SHORT PROBLEM — Transcribe all of the data exactly. Omit the pictures.
--- BEGIN DATA EXCERPT ---
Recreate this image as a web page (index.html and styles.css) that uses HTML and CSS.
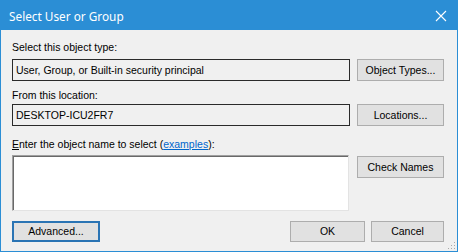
FILE: index.html
```html
<!DOCTYPE html>
<html>
<head>
<meta charset="utf-8">
<link rel="stylesheet" href="styles.css">
</head>
<body>
<div class="window">
  <div class="titlebar">
    <span class="title">Select User or Group</span>
    <span class="close">
      <svg width="12" height="12" viewBox="0 0 12 12"><path d="M1 1 L11 11 M11 1 L1 11" stroke="#fff" stroke-width="1.1" fill="none"/></svg>
    </span>
  </div>
  <div class="content">
    <div class="label l1">Select this object type:</div>
    <div class="row r1">
      <div class="field">User, Group, or Built-in security principal</div>
      <button class="btn">Object Types...</button>
    </div>
    <div class="label l2">From this location:</div>
    <div class="row r2">
      <div class="field">DESKTOP-ICU2FR7</div>
      <button class="btn">Locations...</button>
    </div>
    <div class="label l3"><span class="ak">E</span>nter the object name to select (<a class="link" href="#">examples</a>):</div>
    <div class="row r3">
      <div class="area"></div>
      <button class="btn">Check Names</button>
    </div>
    <div class="footer">
      <button class="btn adv">Advanced...</button>
      <div class="spacer"></div>
      <button class="btn ok">OK</button>
      <button class="btn cancel">Cancel</button>
    </div>
  </div>
  <div class="grip">
    <svg width="8" height="8" viewBox="0 0 8 8">
      <rect x="6" y="0" width="1" height="1" fill="#a8a8a8"/>
      <rect x="3" y="3" width="1" height="1" fill="#a8a8a8"/>
      <rect x="6" y="3" width="1" height="1" fill="#a8a8a8"/>
      <rect x="0" y="6" width="1" height="1" fill="#a8a8a8"/>
      <rect x="3" y="6" width="1" height="1" fill="#a8a8a8"/>
      <rect x="6" y="6" width="1" height="1" fill="#a8a8a8"/>
    </svg>
  </div>
</div>
</body>
</html>
```
FILE: styles.css
```css
html, body {
  margin: 0;
  padding: 0;
  background: #f0f0f0;
}
.window {
  position: relative;
  width: 458px;
  height: 252px;
  box-sizing: border-box;
  border: 1px solid #2b8ed5;
  background: #f0f0f0;
  font-family: "Liberation Sans", Arial, sans-serif;
  font-size: 10.5px;
  color: #000;
  display: flex;
  flex-direction: column;
}
.titlebar {
  height: 29px;
  background: #2b8ed5;
  display: flex;
  align-items: center;
  justify-content: space-between;
  padding: 0 10px 0 8px;
  flex-shrink: 0;
}
.title {
  font-family: "Noto Sans", "Open Sans", sans-serif;
  font-size: 11.8px;
  color: #fff;
  margin-top: 1px;
}
.close {
  display: flex;
  width: 12px;
  height: 12px;
}
.content {
  padding: 0 12px 0 11px;
  display: flex;
  flex-direction: column;
}
.label {
  height: 13px;
  line-height: 13px;
  white-space: nowrap;
}
.l1 { margin-top: 11px; }
.l2 { margin-top: 8px; }
.l3 { margin-top: 12px; }
.row {
  display: grid;
  grid-template-columns: 338px 87px;
  column-gap: 7px;
  align-items: start;
}
.r1 { margin-top: 5px; }
.r2 { margin-top: 2px; }
.r3 { margin-top: 4px; }
.field {
  height: 22px;
  box-sizing: border-box;
  border: 1px solid #2a2a2a;
  background: #f0f0f0;
  padding: 0 3px;
  line-height: 20px;
  white-space: nowrap;
}
.area {
  width: 337px;
  height: 56px;
  box-sizing: border-box;
  background: #fff;
  border-top: 1px solid #a0a0a0;
  border-left: 1px solid #a0a0a0;
  border-right: 1px solid #e3e3e3;
  border-bottom: 1px solid #e3e3e3;
  box-shadow: inset 1px 1px 0 #696969;
}
.btn {
  height: 22px;
  box-sizing: border-box;
  border: 1px solid #adadad;
  background: #e1e1e1;
  font-family: "Liberation Sans", Arial, sans-serif;
  font-size: 10.5px;
  color: #000;
  padding: 0;
  margin: 0;
  line-height: 20px;
}
.r3 .btn { margin-top: 1px; }
.footer {
  display: flex;
  margin-top: 10px;
  height: 21px;
}
.footer .btn { height: 21px; line-height: 19px; }
.adv {
  width: 88px;
  border: 2px solid #2a74b4;
}
.footer .adv { line-height: 17px; }
.spacer { flex: 1; }
.ok { width: 75px; margin-right: 6px; }
.cancel { width: 73px; margin-right: 1px; }
.link {
  color: #0066cc;
  text-decoration: underline;
}
.ak { text-decoration: underline; }
.grip {
  position: absolute;
  right: 1px;
  bottom: 1px;
  width: 8px;
  height: 8px;
  display: flex;
}
```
--- END DATA EXCERPT ---
RESULT BELOW —
Recreate this image as a web page (index.html and styles.css) that uses HTML and CSS.
FILE: index.html
```html
<!DOCTYPE html>
<html>
<head>
<meta charset="utf-8">
<link rel="stylesheet" href="styles.css">
</head>
<body>
<div class="window">
  <div class="titlebar">
    <span class="title">Select User or Group</span>
    <span class="close">
      <svg width="12" height="12" viewBox="0 0 12 12"><path d="M1 1 L11 11 M11 1 L1 11" stroke="#fff" stroke-width="1.1" fill="none"/></svg>
    </span>
  </div>
  <div class="content">
    <div class="label l1">Select this object type:</div>
    <div class="row r1">
      <div class="field">User, Group, or Built-in security principal</div>
      <button class="btn">Object Types...</button>
    </div>
    <div class="label l2">From this location:</div>
    <div class="row r2">
      <div class="field">DESKTOP-ICU2FR7</div>
      <button class="btn">Locations...</button>
    </div>
    <div class="label l3"><span class="ak">E</span>nter the object name to select (<a class="link" href="#">examples</a>):</div>
    <div class="row r3">
      <div class="area"></div>
      <button class="btn">Check Names</button>
    </div>
    <div class="footer">
      <button class="btn adv">Advanced...</button>
      <div class="spacer"></div>
      <button class="btn ok">OK</button>
      <button class="btn cancel">Cancel</button>
    </div>
  </div>
  <div class="grip">
    <svg width="8" height="8" viewBox="0 0 8 8">
      <rect x="6" y="0" width="1" height="1" fill="#a8a8a8"/>
      <rect x="3" y="3" width="1" height="1" fill="#a8a8a8"/>
      <rect x="6" y="3" width="1" height="1" fill="#a8a8a8"/>
      <rect x="0" y="6" width="1" height="1" fill="#a8a8a8"/>
      <rect x="3" y="6" width="1" height="1" fill="#a8a8a8"/>
      <rect x="6" y="6" width="1" height="1" fill="#a8a8a8"/>
    </svg>
  </div>
</div>
</body>
</html>
```
FILE: styles.css
```css
html, body {
  margin: 0;
  padding: 0;
  background: #f0f0f0;
}
.window {
  position: relative;
  width: 458px;
  height: 252px;
  box-sizing: border-box;
  border: 1px solid #2b8ed5;
  background: #f0f0f0;
  font-family: "Liberation Sans", Arial, sans-serif;
  font-size: 10.5px;
  color: #000;
  display: flex;
  flex-direction: column;
}
.titlebar {
  height: 29px;
  background: #2b8ed5;
  display: flex;
  align-items: center;
  justify-content: space-between;
  padding: 0 10px 0 8px;
  flex-shrink: 0;
}
.title {
  font-family: "Noto Sans", "Open Sans", sans-serif;
  font-size: 11.8px;
  color: #fff;
  margin-top: 1px;
}
.close {
  display: flex;
  width: 12px;
  height: 12px;
}
.content {
  padding: 0 12px 0 11px;
  display: flex;
  flex-direction: column;
}
.label {
  height: 13px;
  line-height: 13px;
  white-space: nowrap;
}
.l1 { margin-top: 11px; }
.l2 { margin-top: 8px; }
.l3 { margin-top: 12px; }
.row {
  display: grid;
  grid-template-columns: 338px 87px;
  column-gap: 7px;
  align-items: start;
}
.r1 { margin-top: 5px; }
.r2 { margin-top: 2px; }
.r3 { margin-top: 4px; }
.field {
  height: 22px;
  box-sizing: border-box;
  border: 1px solid #2a2a2a;
  background: #f0f0f0;
  padding: 0 3px;
  line-height: 20px;
  white-space: nowrap;
}
.area {
  width: 337px;
  height: 56px;
  box-sizing: border-box;
  background: #fff;
  border-top: 1px solid #a0a0a0;
  border-left: 1px solid #a0a0a0;
  border-right: 1px solid #e3e3e3;
  border-bottom: 1px solid #e3e3e3;
  box-shadow: inset 1px 1px 0 #696969;
}
.btn {
  height: 22px;
  box-sizing: border-box;
  border: 1px solid #adadad;
  background: #e1e1e1;
  font-family: "Liberation Sans", Arial, sans-serif;
  font-size: 10.5px;
  color: #000;
  padding: 0;
  margin: 0;
  line-height: 20px;
}
.r3 .btn { margin-top: 1px; }
.footer {
  display: flex;
  margin-top: 10px;
  height: 21px;
}
.footer .btn { height: 21px; line-height: 19px; }
.adv {
  width: 88px;
  border: 2px solid #2a74b4;
}
.footer .adv { line-height: 17px; }
.spacer { flex: 1; }
.ok { width: 75px; margin-right: 6px; }
.cancel { width: 73px; margin-right: 1px; }
.link {
  color: #0066cc;
  text-decoration: underline;
}
.ak { text-decoration: underline; }
.grip {
  position: absolute;
  right: 1px;
  bottom: 1px;
  width: 8px;
  height: 8px;
  display: flex;
}
```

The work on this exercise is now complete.